## What to produce
Search the listing for "React" and copy every line where it appears.

--- Start Exercise material ---

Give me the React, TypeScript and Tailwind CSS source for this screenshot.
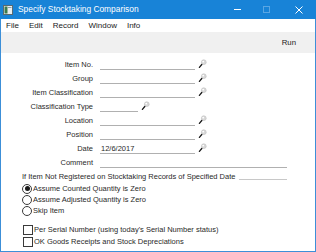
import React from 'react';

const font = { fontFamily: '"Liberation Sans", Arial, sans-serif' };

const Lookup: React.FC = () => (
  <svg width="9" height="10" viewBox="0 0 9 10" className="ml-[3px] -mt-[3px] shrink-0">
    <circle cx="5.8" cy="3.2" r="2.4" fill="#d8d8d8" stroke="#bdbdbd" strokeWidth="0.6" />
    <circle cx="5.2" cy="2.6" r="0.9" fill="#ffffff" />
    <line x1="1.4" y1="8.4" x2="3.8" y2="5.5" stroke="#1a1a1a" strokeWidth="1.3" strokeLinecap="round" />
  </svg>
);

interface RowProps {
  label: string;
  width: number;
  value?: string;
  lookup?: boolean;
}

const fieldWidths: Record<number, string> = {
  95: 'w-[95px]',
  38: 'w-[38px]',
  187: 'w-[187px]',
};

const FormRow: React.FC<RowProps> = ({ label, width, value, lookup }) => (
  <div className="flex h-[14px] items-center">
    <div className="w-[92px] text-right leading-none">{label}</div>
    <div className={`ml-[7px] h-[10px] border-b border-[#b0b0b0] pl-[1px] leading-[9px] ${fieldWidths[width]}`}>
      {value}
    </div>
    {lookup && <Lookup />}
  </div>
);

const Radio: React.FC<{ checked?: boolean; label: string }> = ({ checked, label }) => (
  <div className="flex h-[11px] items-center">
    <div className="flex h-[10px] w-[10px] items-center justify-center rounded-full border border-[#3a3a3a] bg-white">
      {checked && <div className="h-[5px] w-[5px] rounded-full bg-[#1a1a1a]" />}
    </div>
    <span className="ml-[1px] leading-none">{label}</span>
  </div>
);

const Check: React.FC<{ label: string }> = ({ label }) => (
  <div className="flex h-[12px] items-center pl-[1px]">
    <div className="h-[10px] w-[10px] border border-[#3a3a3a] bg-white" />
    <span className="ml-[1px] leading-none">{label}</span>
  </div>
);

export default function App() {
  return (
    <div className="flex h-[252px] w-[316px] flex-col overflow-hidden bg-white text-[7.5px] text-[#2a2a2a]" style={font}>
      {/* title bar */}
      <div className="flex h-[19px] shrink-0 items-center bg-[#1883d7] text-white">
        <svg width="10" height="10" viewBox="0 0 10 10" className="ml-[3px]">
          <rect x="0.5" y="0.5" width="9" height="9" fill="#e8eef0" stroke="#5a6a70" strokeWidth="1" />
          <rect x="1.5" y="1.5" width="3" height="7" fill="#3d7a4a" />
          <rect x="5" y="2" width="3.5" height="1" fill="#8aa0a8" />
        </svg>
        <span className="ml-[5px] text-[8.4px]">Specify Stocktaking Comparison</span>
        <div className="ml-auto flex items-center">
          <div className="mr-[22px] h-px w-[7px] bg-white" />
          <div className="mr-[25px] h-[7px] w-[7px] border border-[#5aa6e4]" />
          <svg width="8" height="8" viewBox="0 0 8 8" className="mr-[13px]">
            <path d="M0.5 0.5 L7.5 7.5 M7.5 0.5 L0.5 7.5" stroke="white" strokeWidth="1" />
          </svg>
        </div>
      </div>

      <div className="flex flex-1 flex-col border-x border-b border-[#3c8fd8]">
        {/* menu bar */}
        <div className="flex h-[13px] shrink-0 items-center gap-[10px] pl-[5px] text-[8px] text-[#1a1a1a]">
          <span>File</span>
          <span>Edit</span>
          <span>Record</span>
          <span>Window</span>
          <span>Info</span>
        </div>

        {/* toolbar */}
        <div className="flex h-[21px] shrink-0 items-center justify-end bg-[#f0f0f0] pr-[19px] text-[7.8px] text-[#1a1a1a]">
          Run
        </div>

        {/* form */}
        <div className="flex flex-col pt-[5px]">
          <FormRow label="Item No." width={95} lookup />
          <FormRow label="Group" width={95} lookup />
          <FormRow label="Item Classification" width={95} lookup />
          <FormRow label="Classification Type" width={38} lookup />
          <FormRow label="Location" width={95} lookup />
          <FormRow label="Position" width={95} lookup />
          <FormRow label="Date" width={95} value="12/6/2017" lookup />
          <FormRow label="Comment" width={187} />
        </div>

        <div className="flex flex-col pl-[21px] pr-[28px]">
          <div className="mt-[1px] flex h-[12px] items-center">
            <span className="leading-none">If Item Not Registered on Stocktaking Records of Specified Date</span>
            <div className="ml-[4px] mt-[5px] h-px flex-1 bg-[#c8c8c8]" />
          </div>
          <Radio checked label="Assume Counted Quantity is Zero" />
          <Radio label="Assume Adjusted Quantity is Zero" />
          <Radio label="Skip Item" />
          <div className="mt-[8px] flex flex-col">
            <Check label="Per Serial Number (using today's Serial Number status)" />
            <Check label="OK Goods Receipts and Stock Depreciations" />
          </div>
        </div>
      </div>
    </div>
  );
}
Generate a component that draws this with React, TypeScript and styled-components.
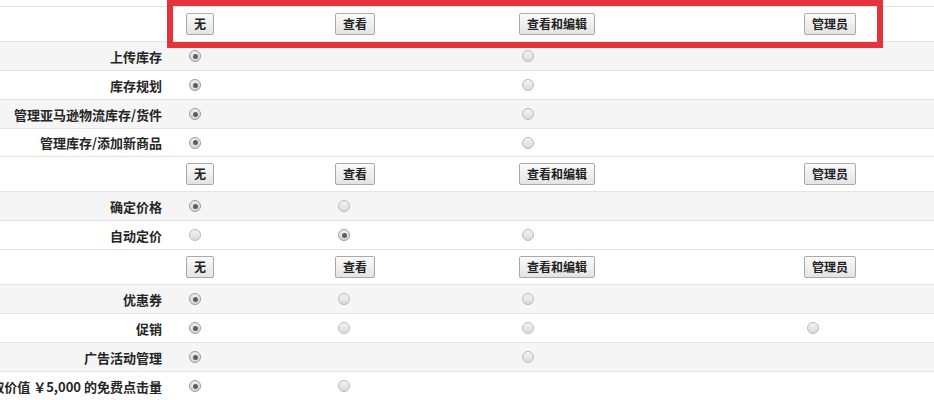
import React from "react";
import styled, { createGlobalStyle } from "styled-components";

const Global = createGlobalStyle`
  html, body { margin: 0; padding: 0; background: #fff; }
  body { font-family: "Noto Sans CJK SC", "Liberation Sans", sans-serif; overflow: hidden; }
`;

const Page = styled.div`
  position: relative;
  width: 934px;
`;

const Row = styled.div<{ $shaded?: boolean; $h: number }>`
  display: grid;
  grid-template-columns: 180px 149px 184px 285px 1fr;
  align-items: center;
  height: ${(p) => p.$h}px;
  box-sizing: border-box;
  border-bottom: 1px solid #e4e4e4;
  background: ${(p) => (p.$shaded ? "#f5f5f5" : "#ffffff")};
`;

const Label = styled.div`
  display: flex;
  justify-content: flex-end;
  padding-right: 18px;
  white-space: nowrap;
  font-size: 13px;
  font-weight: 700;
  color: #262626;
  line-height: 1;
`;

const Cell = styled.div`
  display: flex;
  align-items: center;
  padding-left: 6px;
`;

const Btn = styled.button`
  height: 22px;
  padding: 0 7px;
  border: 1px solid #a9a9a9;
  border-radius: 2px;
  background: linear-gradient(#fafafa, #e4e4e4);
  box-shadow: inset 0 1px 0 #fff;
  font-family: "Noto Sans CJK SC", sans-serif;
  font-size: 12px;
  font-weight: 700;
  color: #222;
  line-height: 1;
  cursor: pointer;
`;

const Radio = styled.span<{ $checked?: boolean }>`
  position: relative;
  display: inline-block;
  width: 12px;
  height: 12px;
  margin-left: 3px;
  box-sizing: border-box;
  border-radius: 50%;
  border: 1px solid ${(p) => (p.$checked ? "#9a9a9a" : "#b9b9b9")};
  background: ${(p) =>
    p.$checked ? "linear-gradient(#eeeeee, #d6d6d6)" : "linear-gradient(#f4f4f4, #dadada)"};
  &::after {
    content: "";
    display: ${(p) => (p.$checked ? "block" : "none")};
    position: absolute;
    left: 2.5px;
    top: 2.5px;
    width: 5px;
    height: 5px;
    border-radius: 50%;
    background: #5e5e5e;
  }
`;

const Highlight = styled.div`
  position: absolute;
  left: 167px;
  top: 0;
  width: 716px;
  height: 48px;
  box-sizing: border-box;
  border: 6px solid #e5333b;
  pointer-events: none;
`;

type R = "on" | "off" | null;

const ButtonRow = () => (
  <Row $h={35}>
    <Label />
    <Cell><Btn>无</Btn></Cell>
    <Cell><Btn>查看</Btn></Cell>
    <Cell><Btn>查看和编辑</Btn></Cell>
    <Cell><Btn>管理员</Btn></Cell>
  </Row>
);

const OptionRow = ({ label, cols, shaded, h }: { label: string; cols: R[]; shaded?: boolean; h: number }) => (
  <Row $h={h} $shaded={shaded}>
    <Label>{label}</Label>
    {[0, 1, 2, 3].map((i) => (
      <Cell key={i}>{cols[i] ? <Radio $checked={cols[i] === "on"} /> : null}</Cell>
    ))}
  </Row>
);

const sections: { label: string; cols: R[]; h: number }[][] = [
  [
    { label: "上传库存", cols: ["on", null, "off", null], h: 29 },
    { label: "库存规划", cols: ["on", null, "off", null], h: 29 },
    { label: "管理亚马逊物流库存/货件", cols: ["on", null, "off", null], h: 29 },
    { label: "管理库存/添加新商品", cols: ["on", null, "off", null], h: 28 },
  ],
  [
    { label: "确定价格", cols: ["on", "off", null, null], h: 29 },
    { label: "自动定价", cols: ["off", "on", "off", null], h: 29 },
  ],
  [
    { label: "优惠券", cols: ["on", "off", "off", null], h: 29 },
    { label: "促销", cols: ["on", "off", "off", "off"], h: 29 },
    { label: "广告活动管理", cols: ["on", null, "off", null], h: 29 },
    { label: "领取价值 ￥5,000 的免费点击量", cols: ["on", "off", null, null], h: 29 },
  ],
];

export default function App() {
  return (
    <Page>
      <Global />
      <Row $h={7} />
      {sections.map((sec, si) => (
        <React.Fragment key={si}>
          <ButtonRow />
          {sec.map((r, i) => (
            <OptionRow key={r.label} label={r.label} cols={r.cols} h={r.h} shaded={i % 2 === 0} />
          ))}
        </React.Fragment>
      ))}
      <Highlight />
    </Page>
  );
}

--- End Exercise material ---

## Exercise result
Give me the React, TypeScript and Tailwind CSS source for this screenshot.
import React from 'react';
const Lookup: React.FC = () => (
const FormRow: React.FC<RowProps> = ({ label, width, value, lookup }) => (
const Radio: React.FC<{ checked?: boolean; label: string }> = ({ checked, label }) => (
const Check: React.FC<{ label: string }> = ({ label }) => (
Generate a component that draws this with React, TypeScript and styled-components.
import React from "react";
        <React.Fragment key={si}>
        </React.Fragment>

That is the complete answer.